In labyrinths with multiple arms a separate seed pattern has to be extracted for each arm. Of course, these two parts belong together. This should become directly evident.

The seed pattern for the Ariadne’s Thread is drawn with an auxiliary line that delimits the layout of the seed pattern (see related posts below). This auxiliary line can be used to graphically connect the two part-seed patterns.
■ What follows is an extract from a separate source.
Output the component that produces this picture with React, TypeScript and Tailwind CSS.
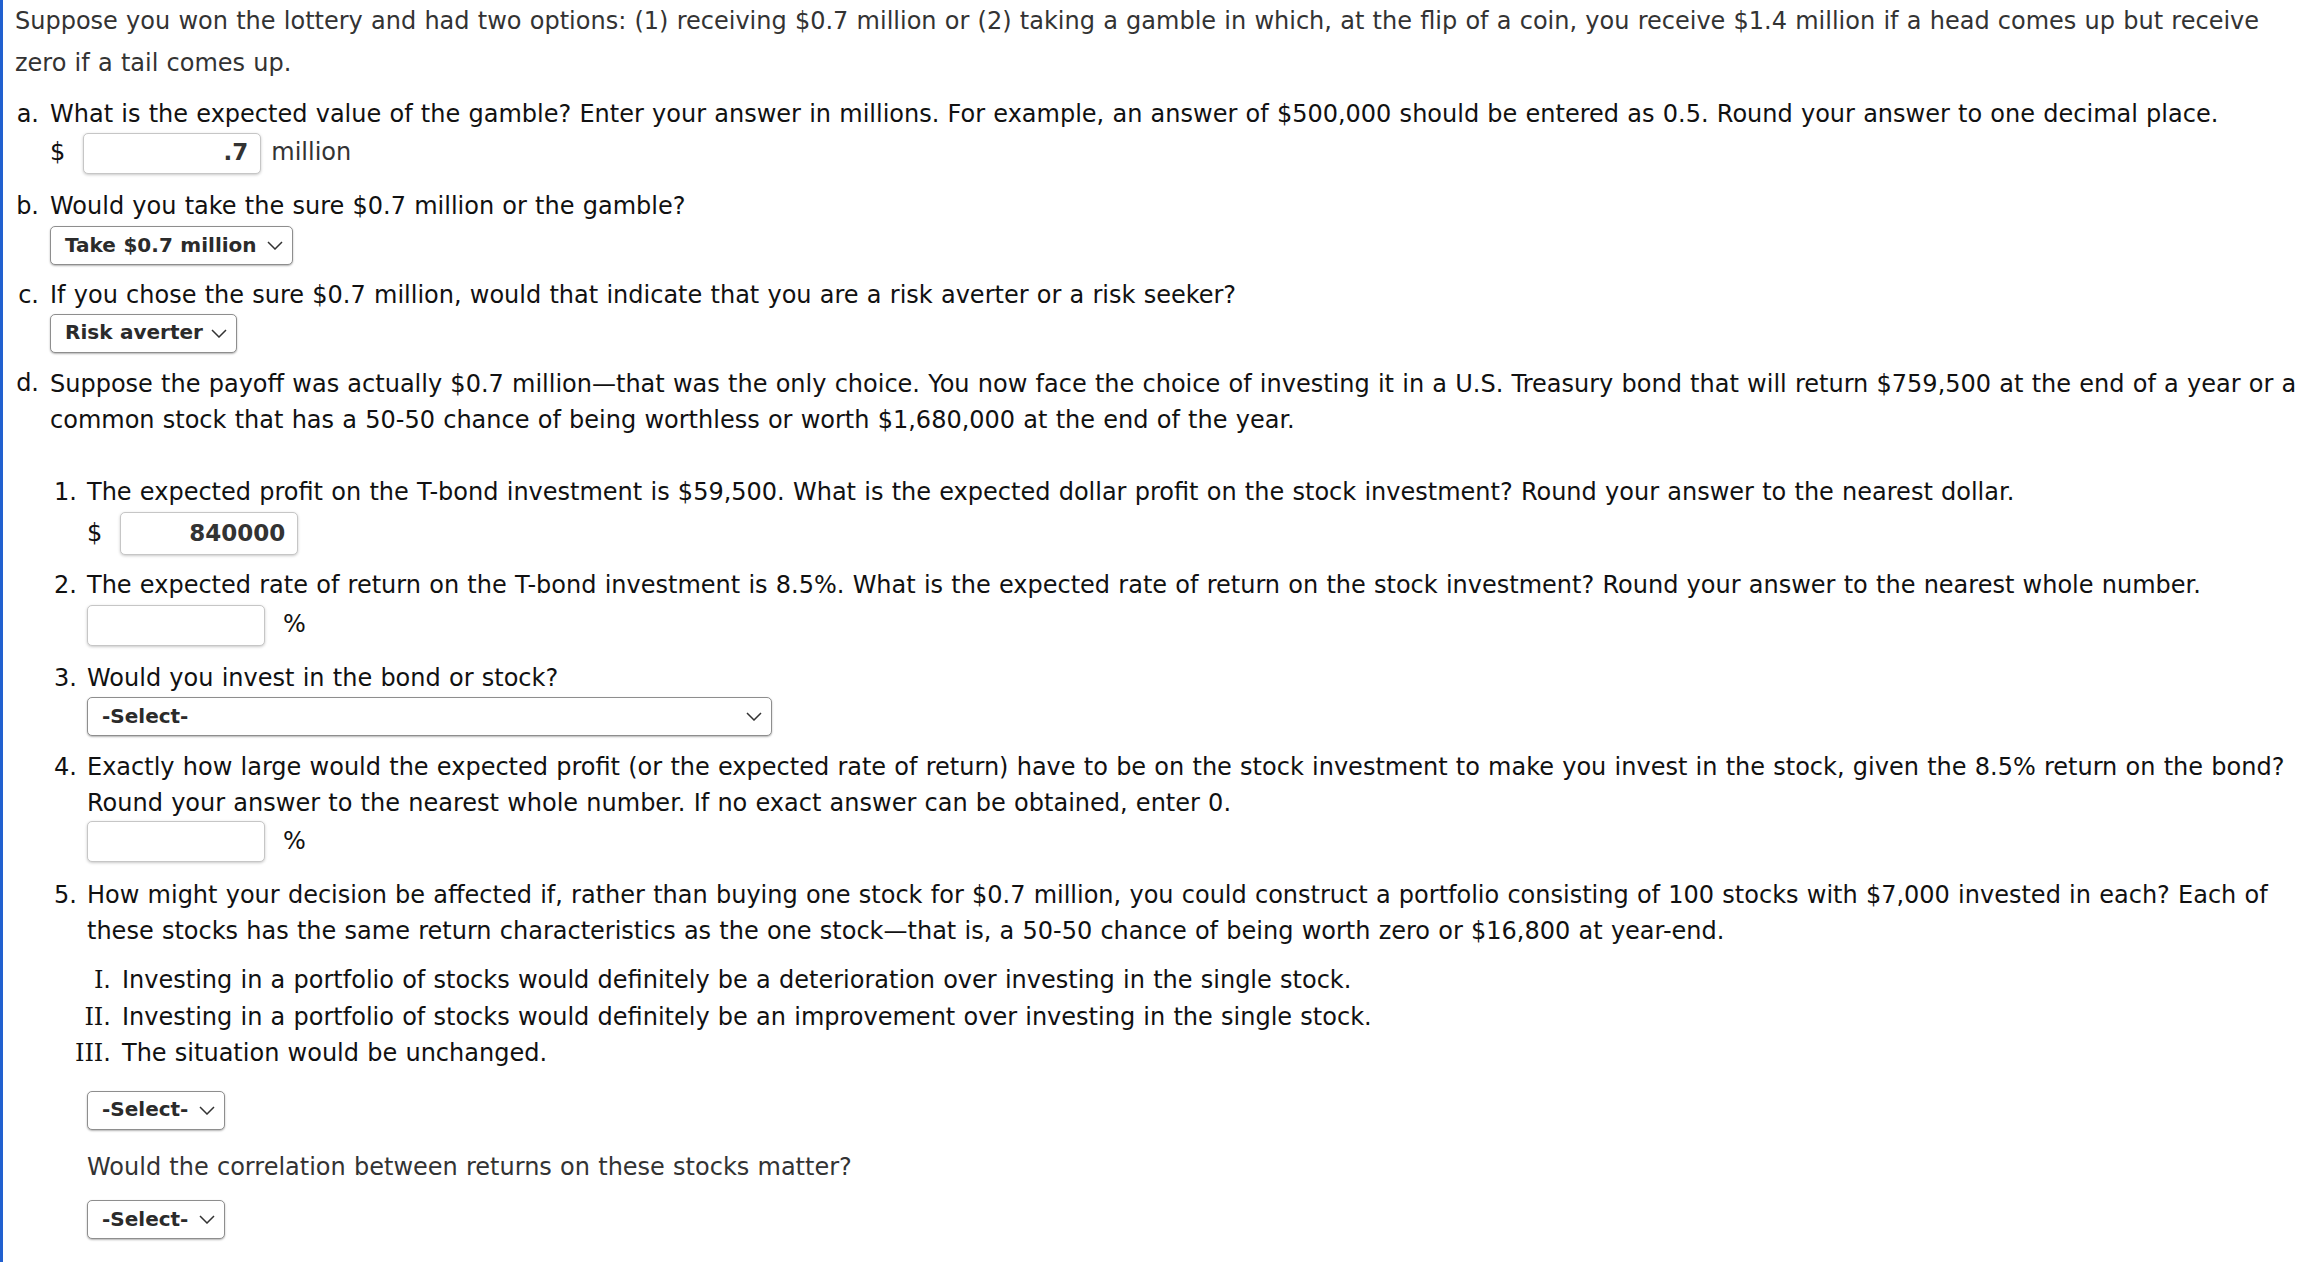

Figure 2. Connecting the Part-Seed Patterns

Figure 2. Connecting the Part-Seed Patterns

Figure 2 shows how we can prodeed for this. In one-arm labyrinths the center lies beyond the seed pattern. And, strictly speaking, it always has to be indicated, where the center of the labyrinth is situated. In labyrinths with two arms the seed pattern of the side-arm is situated beyond the center opposite to the seed pattern of the main axis of the labyrinth. In a seed pattern of a labyrinth with multiple arms, the center is fixed by the situation of the arms relative to each other. And thus it comes to lie within the seed pattern. With the auxiliary line the sub seed patterns for the Ariadne’s Thread can easily be connected in the shape of an “8”. This can be drawn freehand in one line. By doing so, we have performed a variation of the original circular or elliptic form to a petal-shaped form. This, however, is a minor variation and does not affect the seed pattern itself.

Figure 3. Completing the Seed Pattern for the Ariadne's Thread

Figure 3. Completing the Seed Pattern for the Ariadne’s Thread

As fig. 3 shows, the seed pattern of a multi-arm labyrinth is completed exactly the same way as a one-arm labyrinth seed pattern (see related posts). The ends of the seeds nearest to the centre are connected first. By this, the innermost circuit is generated. Next, the ends nearest to the first circuit are connected the same way, and so forth. And so, one circuit after another is added from the inside out. The only difference to a one-arm labyrinth is, that in a multiple-arm labyrinth multiple segments have to be generated for each circuit. In a two-arm seed pattern, for each circuit, four ends have to be connected with two sections of circuits between the two arms.

There are two notable differences in the shape of the seed pattern of the main axis and of the side arms.

  • The seed pattern of the main axis has two ends more than the seed patterns for the side arms. This is due to the fact that the entrance of the labyrinth and the access to the center lie on the main axis.
  • Usually we consider alternating labyrinths where the path does not traverse the main axis (although there are some notable exceptions). In these labyrinths it is indispensable that the path traverses the side arms. Otherwise it would not be possible to reach the area opposite the side-arm and it thus would be impossible to generate the side arm at all.

Figure 4. Completing the Seed Pattern for the Walls

Figure 4. Completing the Seed Pattern for the Walls

Of course, what is valid for the Ariadne’s Thread works with the walls of the labyrinth too. The seed pattern for the walls, however, looks more complicated and less elegant. The part-seed patterns of the two arms are not graphically connected, as the seed pattern for the walls traditionally is drawn without an auxiliary line. The Ariadne’s Thread is the simpler graphical representation of both, the labyrinth and the seed pattern of it.